In the passage above, Nabokov makes explicit a central fact that underpins Invitation to a Beheading: Cincinnatus is basically in the same position as all of us. We all know we must die, but none of us knows the hour. Cincinnatus' life is lived on a contracted scale, but in its nature, he's like everyone else. Understanding this, his scribbling becomes especially poignant: over and over, in his writings, Cincinnatus expresses the desire to be able to express himself clearly, but he always feels that he has not quite said what it is he means to say. The desire, made urgent by the ticking clock, is a kind of manifesto about writing: the desire to say something real, and the understanding that there is limited time in which to say it.
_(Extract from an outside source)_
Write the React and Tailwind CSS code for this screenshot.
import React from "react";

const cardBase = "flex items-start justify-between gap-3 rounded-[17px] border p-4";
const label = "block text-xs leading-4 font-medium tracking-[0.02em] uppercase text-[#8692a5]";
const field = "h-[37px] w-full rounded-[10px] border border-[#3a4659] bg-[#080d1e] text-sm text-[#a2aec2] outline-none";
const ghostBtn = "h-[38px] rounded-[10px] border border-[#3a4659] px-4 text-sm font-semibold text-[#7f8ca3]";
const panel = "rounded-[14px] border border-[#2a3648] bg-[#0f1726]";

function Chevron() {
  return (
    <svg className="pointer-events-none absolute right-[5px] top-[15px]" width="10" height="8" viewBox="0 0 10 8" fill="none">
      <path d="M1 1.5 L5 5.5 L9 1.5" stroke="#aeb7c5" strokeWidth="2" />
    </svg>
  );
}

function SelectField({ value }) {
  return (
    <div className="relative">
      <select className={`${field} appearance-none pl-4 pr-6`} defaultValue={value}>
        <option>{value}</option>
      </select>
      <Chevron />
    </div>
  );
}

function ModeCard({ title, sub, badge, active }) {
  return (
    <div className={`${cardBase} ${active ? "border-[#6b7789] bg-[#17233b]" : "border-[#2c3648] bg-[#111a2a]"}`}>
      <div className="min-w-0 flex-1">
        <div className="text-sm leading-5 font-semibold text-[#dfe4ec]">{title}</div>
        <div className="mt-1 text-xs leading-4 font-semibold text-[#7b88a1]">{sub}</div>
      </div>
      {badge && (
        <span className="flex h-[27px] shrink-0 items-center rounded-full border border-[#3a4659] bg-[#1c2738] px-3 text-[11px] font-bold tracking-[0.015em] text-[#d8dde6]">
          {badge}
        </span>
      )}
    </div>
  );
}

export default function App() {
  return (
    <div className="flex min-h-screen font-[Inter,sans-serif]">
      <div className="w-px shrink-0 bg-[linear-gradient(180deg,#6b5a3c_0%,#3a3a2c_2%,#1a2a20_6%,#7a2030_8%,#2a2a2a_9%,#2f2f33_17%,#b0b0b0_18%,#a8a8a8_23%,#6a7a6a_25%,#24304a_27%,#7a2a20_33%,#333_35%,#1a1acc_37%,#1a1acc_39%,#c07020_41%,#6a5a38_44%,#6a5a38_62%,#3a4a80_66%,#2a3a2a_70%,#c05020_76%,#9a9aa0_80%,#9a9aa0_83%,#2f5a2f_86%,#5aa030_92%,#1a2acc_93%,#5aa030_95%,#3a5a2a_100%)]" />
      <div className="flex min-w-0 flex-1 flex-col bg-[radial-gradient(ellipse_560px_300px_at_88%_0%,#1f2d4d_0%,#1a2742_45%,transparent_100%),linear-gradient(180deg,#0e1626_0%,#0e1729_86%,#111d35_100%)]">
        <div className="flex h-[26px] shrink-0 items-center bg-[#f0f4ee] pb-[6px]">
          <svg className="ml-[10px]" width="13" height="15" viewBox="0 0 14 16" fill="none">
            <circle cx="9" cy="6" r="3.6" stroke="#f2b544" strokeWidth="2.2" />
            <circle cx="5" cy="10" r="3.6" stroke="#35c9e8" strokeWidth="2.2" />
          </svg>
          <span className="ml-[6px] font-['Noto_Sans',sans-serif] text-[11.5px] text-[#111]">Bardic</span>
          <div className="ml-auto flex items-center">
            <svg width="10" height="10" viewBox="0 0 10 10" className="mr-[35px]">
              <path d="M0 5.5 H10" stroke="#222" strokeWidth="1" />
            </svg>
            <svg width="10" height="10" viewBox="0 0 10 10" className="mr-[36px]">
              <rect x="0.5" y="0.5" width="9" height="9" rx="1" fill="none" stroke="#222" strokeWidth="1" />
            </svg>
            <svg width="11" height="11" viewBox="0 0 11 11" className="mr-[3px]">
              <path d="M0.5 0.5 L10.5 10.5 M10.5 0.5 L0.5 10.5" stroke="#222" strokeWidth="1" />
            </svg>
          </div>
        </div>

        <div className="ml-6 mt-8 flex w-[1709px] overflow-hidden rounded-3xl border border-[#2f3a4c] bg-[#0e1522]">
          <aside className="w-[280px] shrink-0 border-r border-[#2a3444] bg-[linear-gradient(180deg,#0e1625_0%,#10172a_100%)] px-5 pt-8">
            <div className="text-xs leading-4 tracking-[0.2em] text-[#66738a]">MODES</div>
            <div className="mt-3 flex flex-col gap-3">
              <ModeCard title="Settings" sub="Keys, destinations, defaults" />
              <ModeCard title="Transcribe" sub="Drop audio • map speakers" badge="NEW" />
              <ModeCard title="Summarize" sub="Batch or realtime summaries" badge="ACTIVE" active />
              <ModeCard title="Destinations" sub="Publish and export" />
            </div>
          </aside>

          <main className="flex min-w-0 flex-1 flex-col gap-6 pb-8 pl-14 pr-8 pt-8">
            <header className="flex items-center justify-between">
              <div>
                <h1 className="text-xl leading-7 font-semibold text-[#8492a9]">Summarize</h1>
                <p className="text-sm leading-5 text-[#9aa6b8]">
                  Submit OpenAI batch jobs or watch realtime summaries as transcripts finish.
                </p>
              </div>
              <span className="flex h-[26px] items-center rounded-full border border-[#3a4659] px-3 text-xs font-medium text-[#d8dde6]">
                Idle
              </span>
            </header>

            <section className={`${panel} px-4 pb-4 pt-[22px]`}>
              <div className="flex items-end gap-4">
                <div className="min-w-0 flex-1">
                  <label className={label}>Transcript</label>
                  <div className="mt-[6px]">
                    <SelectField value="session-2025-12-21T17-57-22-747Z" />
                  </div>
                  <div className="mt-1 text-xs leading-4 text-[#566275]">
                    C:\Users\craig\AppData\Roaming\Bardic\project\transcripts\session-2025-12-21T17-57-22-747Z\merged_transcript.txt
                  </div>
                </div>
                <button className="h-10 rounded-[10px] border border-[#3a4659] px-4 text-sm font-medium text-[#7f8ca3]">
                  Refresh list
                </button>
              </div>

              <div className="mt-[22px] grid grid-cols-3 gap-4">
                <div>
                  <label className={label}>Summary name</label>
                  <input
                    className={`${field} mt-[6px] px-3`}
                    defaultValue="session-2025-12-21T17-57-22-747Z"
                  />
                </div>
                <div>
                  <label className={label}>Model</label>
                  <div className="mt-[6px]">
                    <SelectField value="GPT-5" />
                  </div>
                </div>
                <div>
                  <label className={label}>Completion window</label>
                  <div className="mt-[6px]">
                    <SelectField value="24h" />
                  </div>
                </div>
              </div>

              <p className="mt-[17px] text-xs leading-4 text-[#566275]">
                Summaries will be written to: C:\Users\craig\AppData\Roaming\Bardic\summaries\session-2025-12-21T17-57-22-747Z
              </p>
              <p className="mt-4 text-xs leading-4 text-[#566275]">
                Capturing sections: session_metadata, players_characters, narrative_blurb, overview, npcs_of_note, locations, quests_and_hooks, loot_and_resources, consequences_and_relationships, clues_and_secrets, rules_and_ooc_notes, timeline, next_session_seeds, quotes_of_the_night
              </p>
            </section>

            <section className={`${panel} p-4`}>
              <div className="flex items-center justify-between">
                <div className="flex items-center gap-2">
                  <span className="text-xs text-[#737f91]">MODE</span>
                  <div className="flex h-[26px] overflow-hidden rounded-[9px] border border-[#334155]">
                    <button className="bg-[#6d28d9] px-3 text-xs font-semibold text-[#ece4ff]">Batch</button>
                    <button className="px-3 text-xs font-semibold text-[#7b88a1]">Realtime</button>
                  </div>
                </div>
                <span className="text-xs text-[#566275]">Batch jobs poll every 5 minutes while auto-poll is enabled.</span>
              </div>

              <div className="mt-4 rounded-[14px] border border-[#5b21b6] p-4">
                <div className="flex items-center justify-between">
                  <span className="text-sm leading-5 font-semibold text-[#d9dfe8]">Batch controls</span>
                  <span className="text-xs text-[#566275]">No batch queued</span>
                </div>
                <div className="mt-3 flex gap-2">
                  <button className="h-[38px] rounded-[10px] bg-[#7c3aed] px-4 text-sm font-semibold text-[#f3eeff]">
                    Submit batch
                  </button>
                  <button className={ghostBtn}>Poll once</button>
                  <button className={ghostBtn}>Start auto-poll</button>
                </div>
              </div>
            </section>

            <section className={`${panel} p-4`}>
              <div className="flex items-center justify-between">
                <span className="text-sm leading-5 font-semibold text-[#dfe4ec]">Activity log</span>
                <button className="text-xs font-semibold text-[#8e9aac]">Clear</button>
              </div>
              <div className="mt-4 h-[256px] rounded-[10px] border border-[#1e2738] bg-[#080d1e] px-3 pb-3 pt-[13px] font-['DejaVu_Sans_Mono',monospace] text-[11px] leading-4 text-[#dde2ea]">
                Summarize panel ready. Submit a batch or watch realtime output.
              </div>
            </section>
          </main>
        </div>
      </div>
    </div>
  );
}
Invitation to a Beheading is one of those capital-L Literature books about the Human Condition: the certainty of death, and what we do with it. Nabokov claims in the introduction that he had never read Kafka's The Trial when he wrote Beheading, and though the surface similarities are the same, there's nothing in the novel about authoritarians or autocrats. Cincinnatus is not degraded by his sentence, not tortured or physically punished; in fact, his jailors seem eager to treat him as some kind of honored guest, much to his annoyance. It's funny, actually; after having been chased out of Russia by the revolution, Nabokov would have had reason to imbue his prison story with such flavors, but he reaches for something much more universal.
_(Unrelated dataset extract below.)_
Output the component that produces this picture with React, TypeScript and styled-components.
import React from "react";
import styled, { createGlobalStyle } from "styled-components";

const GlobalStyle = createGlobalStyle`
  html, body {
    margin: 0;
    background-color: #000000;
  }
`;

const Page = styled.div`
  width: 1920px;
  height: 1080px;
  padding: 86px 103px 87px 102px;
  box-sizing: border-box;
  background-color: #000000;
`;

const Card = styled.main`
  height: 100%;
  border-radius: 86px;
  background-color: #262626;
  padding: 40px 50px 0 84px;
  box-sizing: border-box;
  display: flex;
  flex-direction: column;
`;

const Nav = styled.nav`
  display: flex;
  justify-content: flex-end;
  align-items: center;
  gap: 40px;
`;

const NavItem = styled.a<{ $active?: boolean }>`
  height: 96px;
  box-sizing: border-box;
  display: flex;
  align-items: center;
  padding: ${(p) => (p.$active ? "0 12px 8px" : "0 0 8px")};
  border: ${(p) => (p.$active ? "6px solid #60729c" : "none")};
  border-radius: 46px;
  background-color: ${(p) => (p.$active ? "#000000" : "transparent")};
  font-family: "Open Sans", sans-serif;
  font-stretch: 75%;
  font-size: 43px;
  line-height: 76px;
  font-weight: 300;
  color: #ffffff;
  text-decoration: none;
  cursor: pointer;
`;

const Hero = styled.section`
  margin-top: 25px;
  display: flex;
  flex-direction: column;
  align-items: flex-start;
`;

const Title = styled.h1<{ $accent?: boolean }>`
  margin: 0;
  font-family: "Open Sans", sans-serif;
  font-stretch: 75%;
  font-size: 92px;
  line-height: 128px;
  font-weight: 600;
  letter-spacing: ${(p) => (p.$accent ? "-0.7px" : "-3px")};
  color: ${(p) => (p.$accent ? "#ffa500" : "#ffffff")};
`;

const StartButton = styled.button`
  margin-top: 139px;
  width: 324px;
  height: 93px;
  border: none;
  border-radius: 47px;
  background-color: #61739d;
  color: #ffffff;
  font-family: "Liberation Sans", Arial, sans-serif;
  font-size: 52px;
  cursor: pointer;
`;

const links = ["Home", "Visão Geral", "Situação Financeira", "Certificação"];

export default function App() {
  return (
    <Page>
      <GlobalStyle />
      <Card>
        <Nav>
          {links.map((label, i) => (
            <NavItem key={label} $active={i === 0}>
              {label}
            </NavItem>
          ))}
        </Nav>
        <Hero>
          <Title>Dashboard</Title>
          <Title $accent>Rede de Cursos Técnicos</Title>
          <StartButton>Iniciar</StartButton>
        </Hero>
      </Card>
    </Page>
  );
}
Invitation to a Beheading is very funny, more Beckett than Kafka. It even has a kind of Vaudevillian flair to it, with Cincinnatus acting as the straight man to an increasingly mad world. Its best parts, I think, are actually the stream-of-consciousness writings that Cincinnatus pours out onto the page--though he may be dissatisfied with them, the pathos of their insufficiency really only makes them more touching. I was also taken with the novel's final scenes, which resolve the dreary questions of foreshadowing and climax--what will happen to Cincinnatus?--with a dreamy flare of imagination.